_EXERCISE TASK_. Reproduce the listing below without changes, except that pictures are left out.

_RECORDED INFORMATION_.
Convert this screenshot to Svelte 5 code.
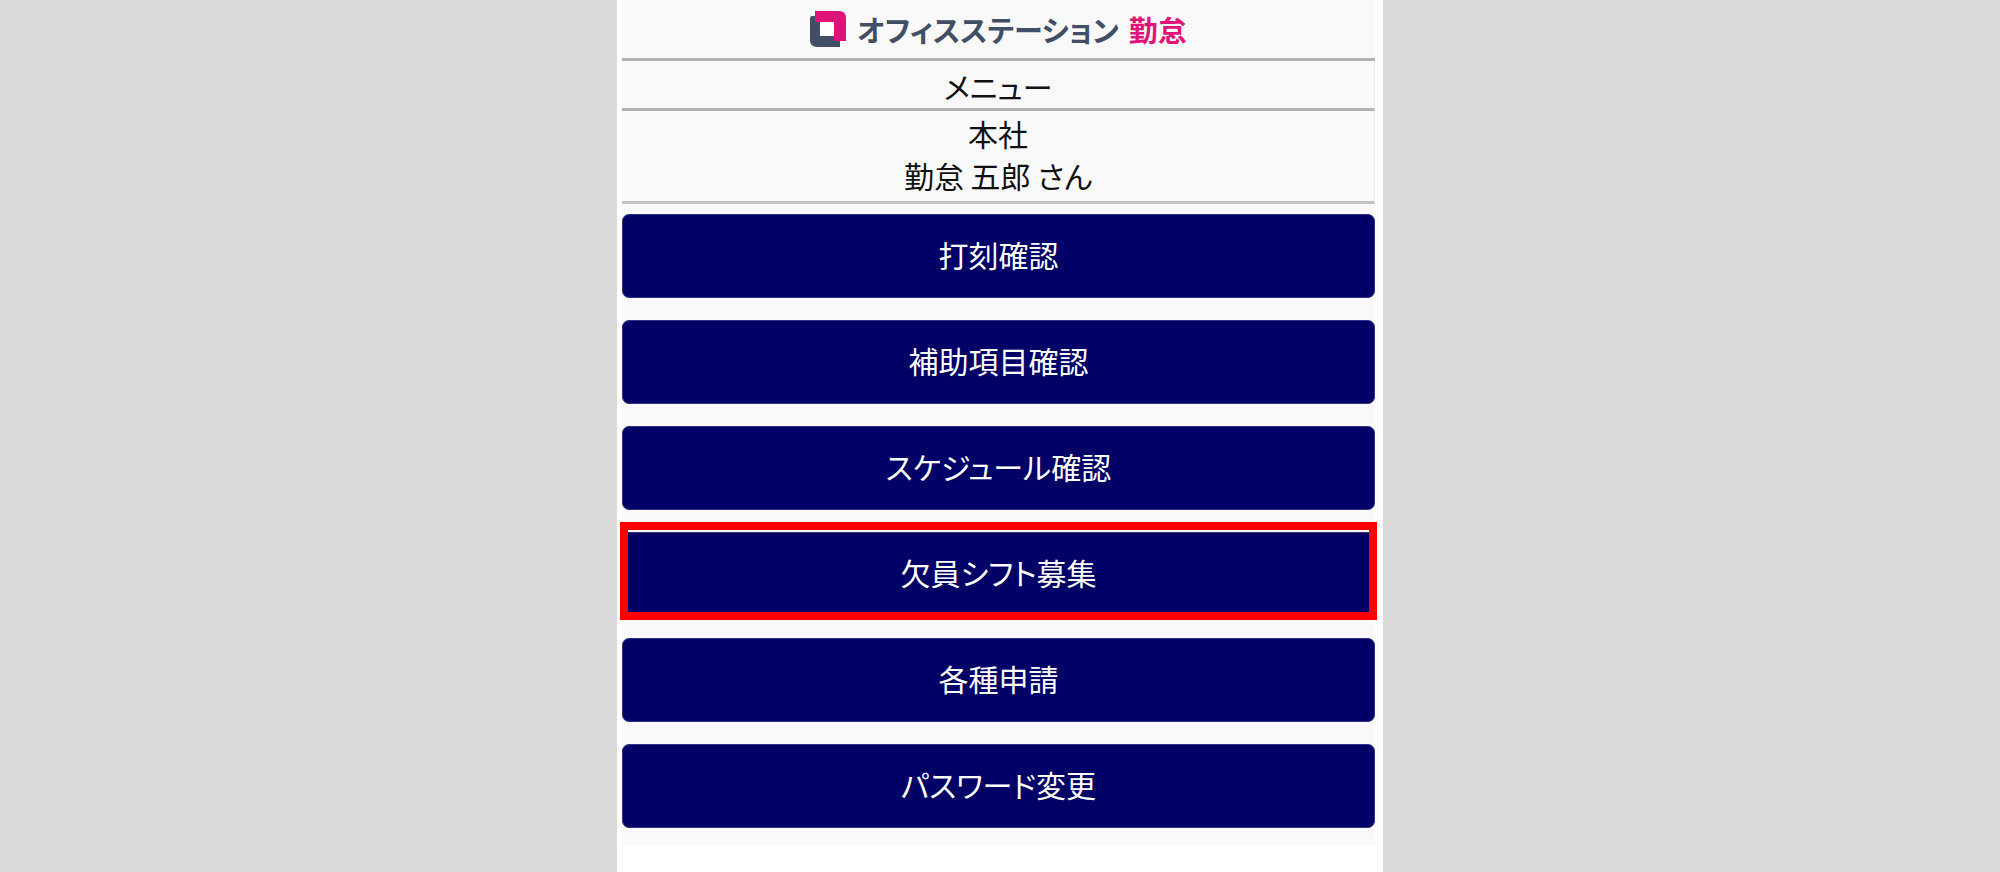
<script lang="ts">
  interface MenuItem {
    label: string
    highlighted?: boolean
  }

  const office = '本社'
  const userName = '勤怠 五郎'

  const items: MenuItem[] = [
    { label: '打刻確認' },
    { label: '補助項目確認' },
    { label: 'スケジュール確認' },
    { label: '欠員シフト募集', highlighted: true },
    { label: '各種申請' },
    { label: 'パスワード変更' },
  ]
</script>

<div class="sheet">
  <div class="page">
    <header class="brand">
      <svg class="mark" viewBox="0 0 36 36" aria-hidden="true">
        <path d="M5 5H2Q0 5 0 8V29Q0 36 7 36H30V30H24V24H11V11H5Z" fill="#414e66" />
        <path d="M5 0H29Q36 0 36 7V30H24V11H5Z" fill="#e0137b" />
        <path d="M10 11H24V25H10Z" fill="#fff" />
      </svg>
      <span class="brand-name">オフィスステーション</span>
      <span class="product">勤怠</span>
    </header>

    <h1 class="title">メニュー</h1>

    <div class="user">
      <div>{office}</div>
      <div>{userName} さん</div>
    </div>

    <nav class="menu">
      {#each items as item}
        <div class="item" class:highlighted={item.highlighted}>
          <button type="button">{item.label}</button>
        </div>
      {/each}
    </nav>
  </div>
</div>

<style>
  :global(body) {
    margin: 0;
    background: #d9d9d9;
  }

  .sheet {
    box-sizing: border-box;
    max-width: 766px;
    min-height: 100vh;
    margin: 0 auto;
    padding: 0 8px 0 5px;
    background: #fff;
    color: #111;
    font-family: 'Noto Sans CJK JP', sans-serif;
    font-size: 30px;
    font-feature-settings: 'palt';
    line-height: 42px;
  }

  .page {
    background: #f9f9f9;
  }

  .brand {
    display: flex;
    align-items: center;
    justify-content: center;
    height: 58px;
    border-bottom: 3px solid #b3b3b3;
    font-size: 29px;
    font-weight: 700;
  }

  .mark {
    width: 36px;
    height: 36px;
    margin-right: 11px;
  }

  .brand-name {
    margin-right: 10px;
    color: #414e66;
  }

  .product { color: #e0137b; }

  .title {
    margin: 0;
    padding: 4px 0 1px;
    border-right: 1px solid #eee;
    border-bottom: 3px solid #b3b3b3;
    font-size: 30px;
    font-weight: 400;
    text-align: center;
  }

  .user {
    padding: 1px 0 5px;
    border-right: 1px solid #eee;
    border-bottom: 3px solid #c4c4c4;
    text-align: center;
  }

  .menu {
    display: flex;
    flex-direction: column;
    gap: 22px;
    padding: 10px 0 17px;
  }

  .item {
    position: relative;
  }

  button {
    display: block;
    width: 100%;
    height: 84px;
    padding: 0 0 4px;
    border: 1px solid #33337f;
    border-radius: 7px;
    background: #000066;
    color: #fff;
    font: inherit;
    font-feature-settings: inherit;
    cursor: pointer;
  }

  .highlighted::after {
    content: '';
    position: absolute;
    inset: -10px -2px -4px -2px;
    border: 8px solid #f00;
    pointer-events: none;
  }
</style>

_RESULT_.
Convert this screenshot to Svelte 5 code.
<script lang="ts">
  interface MenuItem {
    label: string
    highlighted?: boolean
  }

  const office = '本社'
  const userName = '勤怠 五郎'

  const items: MenuItem[] = [
    { label: '打刻確認' },
    { label: '補助項目確認' },
    { label: 'スケジュール確認' },
    { label: '欠員シフト募集', highlighted: true },
    { label: '各種申請' },
    { label: 'パスワード変更' },
  ]
</script>

<div class="sheet">
  <div class="page">
    <header class="brand">
      <svg class="mark" viewBox="0 0 36 36" aria-hidden="true">
        <path d="M5 5H2Q0 5 0 8V29Q0 36 7 36H30V30H24V24H11V11H5Z" fill="#414e66" />
        <path d="M5 0H29Q36 0 36 7V30H24V11H5Z" fill="#e0137b" />
        <path d="M10 11H24V25H10Z" fill="#fff" />
      </svg>
      <span class="brand-name">オフィスステーション</span>
      <span class="product">勤怠</span>
    </header>

    <h1 class="title">メニュー</h1>

    <div class="user">
      <div>{office}</div>
      <div>{userName} さん</div>
    </div>

    <nav class="menu">
      {#each items as item}
        <div class="item" class:highlighted={item.highlighted}>
          <button type="button">{item.label}</button>
        </div>
      {/each}
    </nav>
  </div>
</div>

<style>
  :global(body) {
    margin: 0;
    background: #d9d9d9;
  }

  .sheet {
    box-sizing: border-box;
    max-width: 766px;
    min-height: 100vh;
    margin: 0 auto;
    padding: 0 8px 0 5px;
    background: #fff;
    color: #111;
    font-family: 'Noto Sans CJK JP', sans-serif;
    font-size: 30px;
    font-feature-settings: 'palt';
    line-height: 42px;
  }

  .page {
    background: #f9f9f9;
  }

  .brand {
    display: flex;
    align-items: center;
    justify-content: center;
    height: 58px;
    border-bottom: 3px solid #b3b3b3;
    font-size: 29px;
    font-weight: 700;
  }

  .mark {
    width: 36px;
    height: 36px;
    margin-right: 11px;
  }

  .brand-name {
    margin-right: 10px;
    color: #414e66;
  }

  .product { color: #e0137b; }

  .title {
    margin: 0;
    padding: 4px 0 1px;
    border-right: 1px solid #eee;
    border-bottom: 3px solid #b3b3b3;
    font-size: 30px;
    font-weight: 400;
    text-align: center;
  }

  .user {
    padding: 1px 0 5px;
    border-right: 1px solid #eee;
    border-bottom: 3px solid #c4c4c4;
    text-align: center;
  }

  .menu {
    display: flex;
    flex-direction: column;
    gap: 22px;
    padding: 10px 0 17px;
  }

  .item {
    position: relative;
  }

  button {
    display: block;
    width: 100%;
    height: 84px;
    padding: 0 0 4px;
    border: 1px solid #33337f;
    border-radius: 7px;
    background: #000066;
    color: #fff;
    font: inherit;
    font-feature-settings: inherit;
    cursor: pointer;
  }

  .highlighted::after {
    content: '';
    position: absolute;
    inset: -10px -2px -4px -2px;
    border: 8px solid #f00;
    pointer-events: none;
  }
</style>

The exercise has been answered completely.